Locate the word "components" in the entries below, then gather every line that holds it.

- - -

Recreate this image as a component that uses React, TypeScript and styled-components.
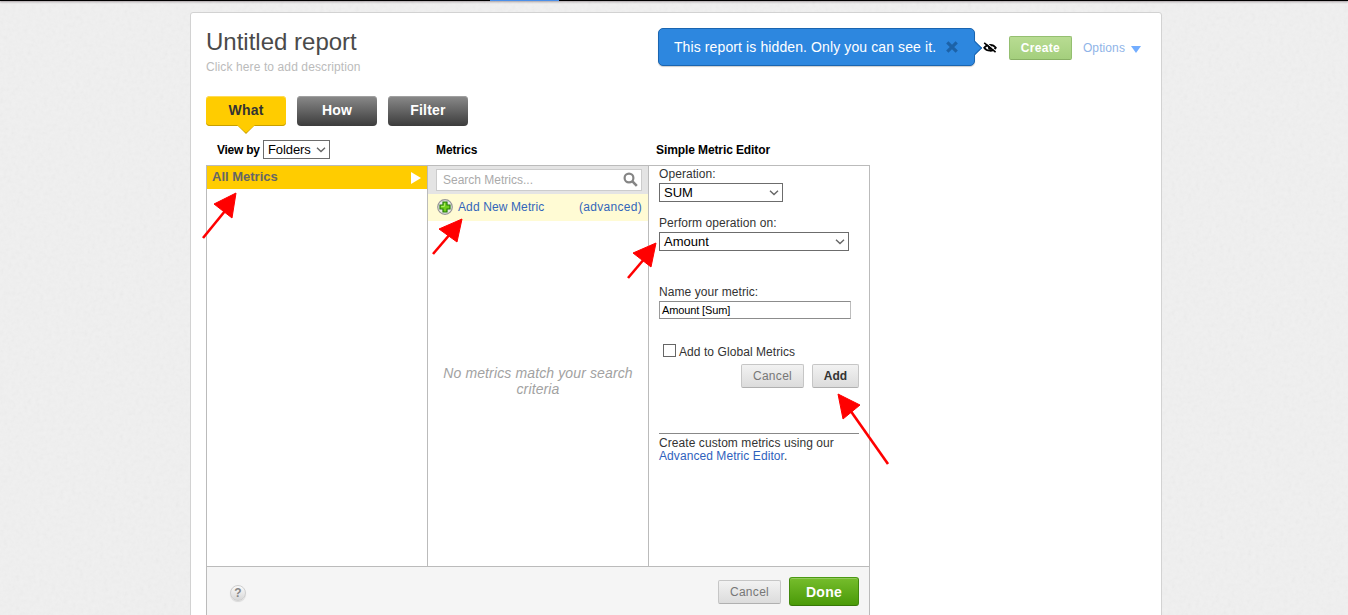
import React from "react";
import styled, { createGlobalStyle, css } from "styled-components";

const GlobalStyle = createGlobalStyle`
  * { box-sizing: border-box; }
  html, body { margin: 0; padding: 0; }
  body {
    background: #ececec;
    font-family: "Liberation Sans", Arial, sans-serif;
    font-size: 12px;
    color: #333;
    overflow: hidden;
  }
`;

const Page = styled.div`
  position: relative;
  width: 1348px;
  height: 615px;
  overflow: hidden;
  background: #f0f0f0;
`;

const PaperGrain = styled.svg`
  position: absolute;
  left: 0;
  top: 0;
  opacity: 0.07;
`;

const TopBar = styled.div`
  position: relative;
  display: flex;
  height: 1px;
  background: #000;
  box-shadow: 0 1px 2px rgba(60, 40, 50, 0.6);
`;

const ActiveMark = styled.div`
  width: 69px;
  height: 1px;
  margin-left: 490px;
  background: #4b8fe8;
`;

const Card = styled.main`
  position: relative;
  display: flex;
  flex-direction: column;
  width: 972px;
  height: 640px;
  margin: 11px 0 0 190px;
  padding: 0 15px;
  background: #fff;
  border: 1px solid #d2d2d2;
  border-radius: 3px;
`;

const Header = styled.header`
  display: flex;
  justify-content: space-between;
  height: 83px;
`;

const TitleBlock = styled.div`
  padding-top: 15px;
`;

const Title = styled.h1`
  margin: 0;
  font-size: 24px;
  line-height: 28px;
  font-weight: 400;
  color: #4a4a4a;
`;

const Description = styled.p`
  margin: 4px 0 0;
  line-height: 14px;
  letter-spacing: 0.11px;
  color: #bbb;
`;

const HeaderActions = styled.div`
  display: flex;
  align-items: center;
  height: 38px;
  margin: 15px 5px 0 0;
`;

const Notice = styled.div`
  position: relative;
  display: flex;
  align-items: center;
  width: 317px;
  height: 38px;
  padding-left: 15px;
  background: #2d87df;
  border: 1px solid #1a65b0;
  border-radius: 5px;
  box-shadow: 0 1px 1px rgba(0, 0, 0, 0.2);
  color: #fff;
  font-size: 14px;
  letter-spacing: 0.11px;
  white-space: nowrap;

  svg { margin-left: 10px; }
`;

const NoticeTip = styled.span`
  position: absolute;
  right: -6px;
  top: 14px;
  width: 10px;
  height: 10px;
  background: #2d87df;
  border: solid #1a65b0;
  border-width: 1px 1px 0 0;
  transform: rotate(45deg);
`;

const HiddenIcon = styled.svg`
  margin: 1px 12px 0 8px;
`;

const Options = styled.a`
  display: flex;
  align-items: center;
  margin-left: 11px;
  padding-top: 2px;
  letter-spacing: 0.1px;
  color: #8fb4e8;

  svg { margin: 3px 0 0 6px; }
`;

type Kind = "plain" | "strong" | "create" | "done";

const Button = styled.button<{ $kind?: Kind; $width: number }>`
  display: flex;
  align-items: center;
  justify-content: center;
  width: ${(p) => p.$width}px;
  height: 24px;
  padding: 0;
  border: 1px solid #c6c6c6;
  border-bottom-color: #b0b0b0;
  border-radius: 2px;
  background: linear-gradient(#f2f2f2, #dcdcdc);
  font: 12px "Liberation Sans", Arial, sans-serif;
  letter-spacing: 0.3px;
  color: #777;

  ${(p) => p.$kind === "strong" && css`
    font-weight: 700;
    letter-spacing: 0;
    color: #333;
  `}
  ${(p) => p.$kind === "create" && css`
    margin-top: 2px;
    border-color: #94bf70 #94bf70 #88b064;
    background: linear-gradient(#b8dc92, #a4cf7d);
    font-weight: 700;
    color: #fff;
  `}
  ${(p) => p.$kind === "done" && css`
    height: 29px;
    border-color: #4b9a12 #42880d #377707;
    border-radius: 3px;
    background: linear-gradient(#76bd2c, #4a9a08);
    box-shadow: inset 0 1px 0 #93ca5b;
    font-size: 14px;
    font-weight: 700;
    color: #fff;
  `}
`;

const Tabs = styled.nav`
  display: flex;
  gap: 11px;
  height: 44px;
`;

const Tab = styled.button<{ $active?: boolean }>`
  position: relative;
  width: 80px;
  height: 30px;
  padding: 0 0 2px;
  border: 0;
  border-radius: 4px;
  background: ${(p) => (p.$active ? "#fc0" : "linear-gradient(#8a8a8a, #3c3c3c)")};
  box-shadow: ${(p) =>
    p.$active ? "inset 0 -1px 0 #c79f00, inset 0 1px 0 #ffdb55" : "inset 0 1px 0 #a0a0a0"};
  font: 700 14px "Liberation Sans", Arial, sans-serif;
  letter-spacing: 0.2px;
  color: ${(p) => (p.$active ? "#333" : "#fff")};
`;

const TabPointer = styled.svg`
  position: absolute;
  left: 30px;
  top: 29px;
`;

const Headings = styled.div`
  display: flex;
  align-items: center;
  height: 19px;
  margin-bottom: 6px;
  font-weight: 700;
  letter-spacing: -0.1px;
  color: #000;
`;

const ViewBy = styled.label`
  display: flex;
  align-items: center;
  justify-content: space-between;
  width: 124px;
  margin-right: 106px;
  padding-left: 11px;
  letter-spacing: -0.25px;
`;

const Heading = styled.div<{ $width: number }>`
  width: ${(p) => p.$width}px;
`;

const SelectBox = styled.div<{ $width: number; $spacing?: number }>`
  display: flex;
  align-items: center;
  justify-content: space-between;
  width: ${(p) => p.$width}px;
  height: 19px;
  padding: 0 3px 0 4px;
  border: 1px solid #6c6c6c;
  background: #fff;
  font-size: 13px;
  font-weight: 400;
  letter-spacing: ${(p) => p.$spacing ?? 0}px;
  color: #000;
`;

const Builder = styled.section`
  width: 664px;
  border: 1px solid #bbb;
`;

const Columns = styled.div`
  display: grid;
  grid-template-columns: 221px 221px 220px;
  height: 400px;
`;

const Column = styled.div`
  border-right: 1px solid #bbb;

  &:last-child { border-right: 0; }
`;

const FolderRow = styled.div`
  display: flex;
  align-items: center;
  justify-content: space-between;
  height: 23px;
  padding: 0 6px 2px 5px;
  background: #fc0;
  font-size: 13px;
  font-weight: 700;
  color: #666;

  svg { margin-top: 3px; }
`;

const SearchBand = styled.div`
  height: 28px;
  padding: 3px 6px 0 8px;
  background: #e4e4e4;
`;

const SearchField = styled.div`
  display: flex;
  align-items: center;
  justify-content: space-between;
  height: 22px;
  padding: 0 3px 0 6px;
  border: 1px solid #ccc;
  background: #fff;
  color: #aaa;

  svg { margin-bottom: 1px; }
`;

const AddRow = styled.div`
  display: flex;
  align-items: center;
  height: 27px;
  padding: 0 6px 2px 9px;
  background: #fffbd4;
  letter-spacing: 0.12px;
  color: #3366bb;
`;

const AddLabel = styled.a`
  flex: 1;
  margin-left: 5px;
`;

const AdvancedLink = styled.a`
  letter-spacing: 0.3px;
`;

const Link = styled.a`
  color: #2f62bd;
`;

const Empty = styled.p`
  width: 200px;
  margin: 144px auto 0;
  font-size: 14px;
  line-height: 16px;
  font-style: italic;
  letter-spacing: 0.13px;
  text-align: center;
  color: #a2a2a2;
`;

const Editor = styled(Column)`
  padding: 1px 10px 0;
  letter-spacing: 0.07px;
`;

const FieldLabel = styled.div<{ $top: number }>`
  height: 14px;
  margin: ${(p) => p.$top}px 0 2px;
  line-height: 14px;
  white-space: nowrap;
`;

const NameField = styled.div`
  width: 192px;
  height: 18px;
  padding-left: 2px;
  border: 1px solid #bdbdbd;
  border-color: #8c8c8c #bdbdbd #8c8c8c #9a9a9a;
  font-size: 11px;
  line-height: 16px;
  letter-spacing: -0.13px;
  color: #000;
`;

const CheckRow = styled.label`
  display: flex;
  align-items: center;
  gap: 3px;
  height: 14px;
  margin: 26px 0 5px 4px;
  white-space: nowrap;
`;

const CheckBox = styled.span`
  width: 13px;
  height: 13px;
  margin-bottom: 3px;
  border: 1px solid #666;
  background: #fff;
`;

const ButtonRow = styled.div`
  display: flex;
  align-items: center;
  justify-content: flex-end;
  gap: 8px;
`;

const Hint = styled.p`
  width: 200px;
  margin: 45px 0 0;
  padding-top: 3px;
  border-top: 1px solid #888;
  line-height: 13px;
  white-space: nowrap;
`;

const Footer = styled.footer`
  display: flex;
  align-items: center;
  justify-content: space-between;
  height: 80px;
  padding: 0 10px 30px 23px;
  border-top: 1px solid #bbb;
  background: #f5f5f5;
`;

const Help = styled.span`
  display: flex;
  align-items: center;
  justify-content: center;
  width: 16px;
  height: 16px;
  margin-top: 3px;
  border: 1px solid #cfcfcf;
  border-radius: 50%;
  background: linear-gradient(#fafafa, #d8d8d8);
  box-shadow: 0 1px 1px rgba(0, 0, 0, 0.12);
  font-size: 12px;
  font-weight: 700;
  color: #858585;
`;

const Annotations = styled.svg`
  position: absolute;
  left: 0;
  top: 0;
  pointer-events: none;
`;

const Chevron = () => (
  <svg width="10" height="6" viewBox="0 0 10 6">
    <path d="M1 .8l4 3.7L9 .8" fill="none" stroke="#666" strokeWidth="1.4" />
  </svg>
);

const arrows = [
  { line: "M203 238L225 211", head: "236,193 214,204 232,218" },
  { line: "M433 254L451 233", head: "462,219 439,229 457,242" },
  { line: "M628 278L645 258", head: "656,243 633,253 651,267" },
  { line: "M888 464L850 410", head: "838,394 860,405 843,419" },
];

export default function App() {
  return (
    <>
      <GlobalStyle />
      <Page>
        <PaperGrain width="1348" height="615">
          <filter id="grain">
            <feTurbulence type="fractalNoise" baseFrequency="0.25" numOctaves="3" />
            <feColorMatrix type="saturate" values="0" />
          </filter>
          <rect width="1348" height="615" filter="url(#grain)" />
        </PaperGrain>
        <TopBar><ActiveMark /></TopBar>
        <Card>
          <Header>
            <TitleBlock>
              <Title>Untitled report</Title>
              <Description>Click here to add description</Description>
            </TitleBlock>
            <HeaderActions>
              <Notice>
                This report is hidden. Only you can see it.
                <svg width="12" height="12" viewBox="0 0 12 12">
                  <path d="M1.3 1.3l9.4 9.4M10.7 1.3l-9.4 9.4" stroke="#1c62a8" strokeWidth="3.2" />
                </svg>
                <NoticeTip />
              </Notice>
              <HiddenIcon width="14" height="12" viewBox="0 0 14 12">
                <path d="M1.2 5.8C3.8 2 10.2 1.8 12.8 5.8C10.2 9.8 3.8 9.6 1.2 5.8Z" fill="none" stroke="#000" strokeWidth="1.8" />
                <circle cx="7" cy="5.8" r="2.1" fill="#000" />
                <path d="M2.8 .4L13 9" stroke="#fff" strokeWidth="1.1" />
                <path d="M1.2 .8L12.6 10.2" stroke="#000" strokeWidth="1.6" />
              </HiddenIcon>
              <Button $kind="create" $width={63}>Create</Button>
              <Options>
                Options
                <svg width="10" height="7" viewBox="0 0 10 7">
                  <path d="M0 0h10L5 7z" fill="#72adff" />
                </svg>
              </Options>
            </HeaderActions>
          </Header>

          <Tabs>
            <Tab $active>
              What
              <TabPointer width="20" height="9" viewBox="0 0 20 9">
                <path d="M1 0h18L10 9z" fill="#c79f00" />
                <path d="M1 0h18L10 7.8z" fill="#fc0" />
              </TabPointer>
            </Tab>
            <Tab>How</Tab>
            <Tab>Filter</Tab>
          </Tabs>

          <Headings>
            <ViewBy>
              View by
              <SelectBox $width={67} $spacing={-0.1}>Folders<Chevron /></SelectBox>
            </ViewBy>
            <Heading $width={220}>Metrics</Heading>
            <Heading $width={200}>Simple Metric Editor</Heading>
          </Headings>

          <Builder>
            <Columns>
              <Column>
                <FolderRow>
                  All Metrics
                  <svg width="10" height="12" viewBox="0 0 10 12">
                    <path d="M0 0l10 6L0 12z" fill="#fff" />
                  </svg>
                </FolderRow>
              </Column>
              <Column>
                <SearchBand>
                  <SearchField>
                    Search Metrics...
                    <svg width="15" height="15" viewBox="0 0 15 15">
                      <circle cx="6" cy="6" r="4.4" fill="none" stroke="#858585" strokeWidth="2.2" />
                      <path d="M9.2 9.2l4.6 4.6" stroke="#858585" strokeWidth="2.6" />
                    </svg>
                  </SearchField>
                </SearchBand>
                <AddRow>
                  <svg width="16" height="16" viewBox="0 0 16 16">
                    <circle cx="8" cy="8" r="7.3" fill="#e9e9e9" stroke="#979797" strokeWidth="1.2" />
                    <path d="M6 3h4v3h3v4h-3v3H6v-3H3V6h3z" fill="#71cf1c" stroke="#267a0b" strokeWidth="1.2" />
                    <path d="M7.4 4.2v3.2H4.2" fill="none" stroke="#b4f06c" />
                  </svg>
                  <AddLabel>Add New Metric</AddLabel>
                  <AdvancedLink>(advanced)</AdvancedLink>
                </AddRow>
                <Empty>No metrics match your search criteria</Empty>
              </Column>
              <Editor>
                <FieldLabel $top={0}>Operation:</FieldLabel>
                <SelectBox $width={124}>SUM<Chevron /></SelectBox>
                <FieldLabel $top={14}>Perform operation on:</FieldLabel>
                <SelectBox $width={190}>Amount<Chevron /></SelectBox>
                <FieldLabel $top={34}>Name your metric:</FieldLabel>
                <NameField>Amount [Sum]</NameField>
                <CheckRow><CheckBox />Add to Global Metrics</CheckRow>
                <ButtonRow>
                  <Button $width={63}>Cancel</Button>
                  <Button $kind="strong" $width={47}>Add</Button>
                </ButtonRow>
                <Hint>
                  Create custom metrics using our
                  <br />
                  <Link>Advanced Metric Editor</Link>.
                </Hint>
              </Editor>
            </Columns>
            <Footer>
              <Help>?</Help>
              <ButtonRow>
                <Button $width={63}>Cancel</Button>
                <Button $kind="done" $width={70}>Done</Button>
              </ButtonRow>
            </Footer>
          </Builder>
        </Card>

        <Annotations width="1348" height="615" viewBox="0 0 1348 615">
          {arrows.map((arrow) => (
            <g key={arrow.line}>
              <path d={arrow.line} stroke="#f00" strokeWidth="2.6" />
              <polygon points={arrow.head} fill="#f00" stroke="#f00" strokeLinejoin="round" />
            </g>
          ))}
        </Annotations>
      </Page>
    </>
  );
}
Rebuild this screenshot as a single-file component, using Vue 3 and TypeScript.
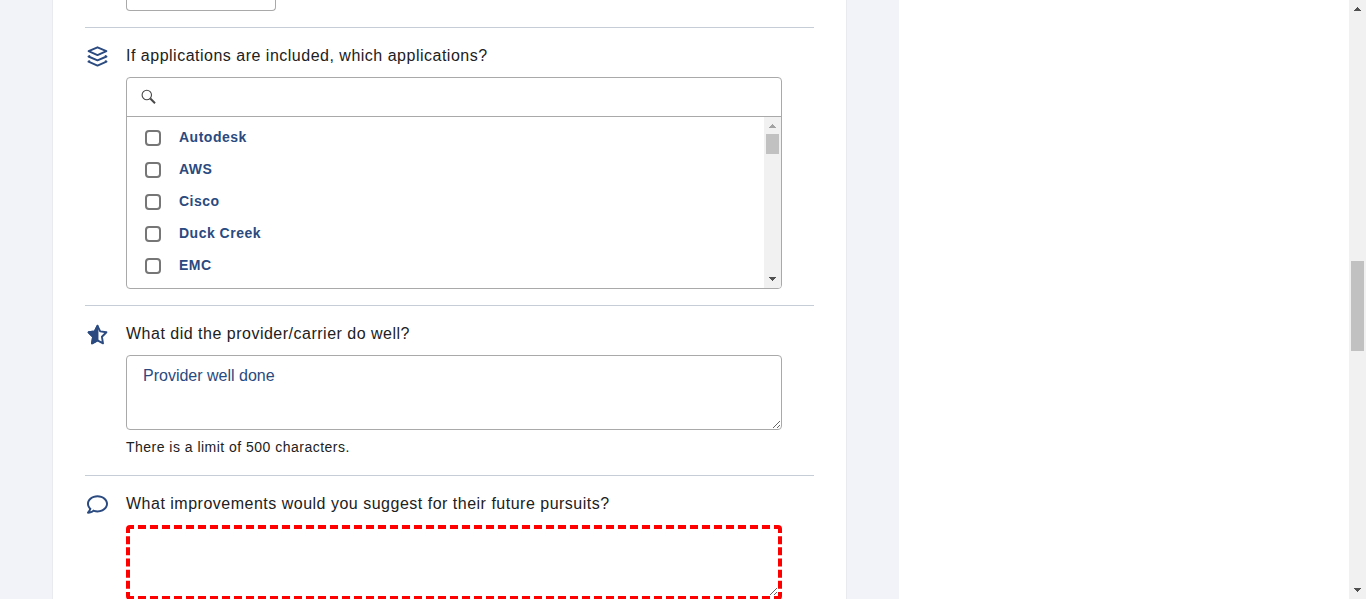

- - -

→ Answer to the task
Recreate this image as a component that uses React, TypeScript and styled-components.
import styled, { createGlobalStyle, css } from "styled-components";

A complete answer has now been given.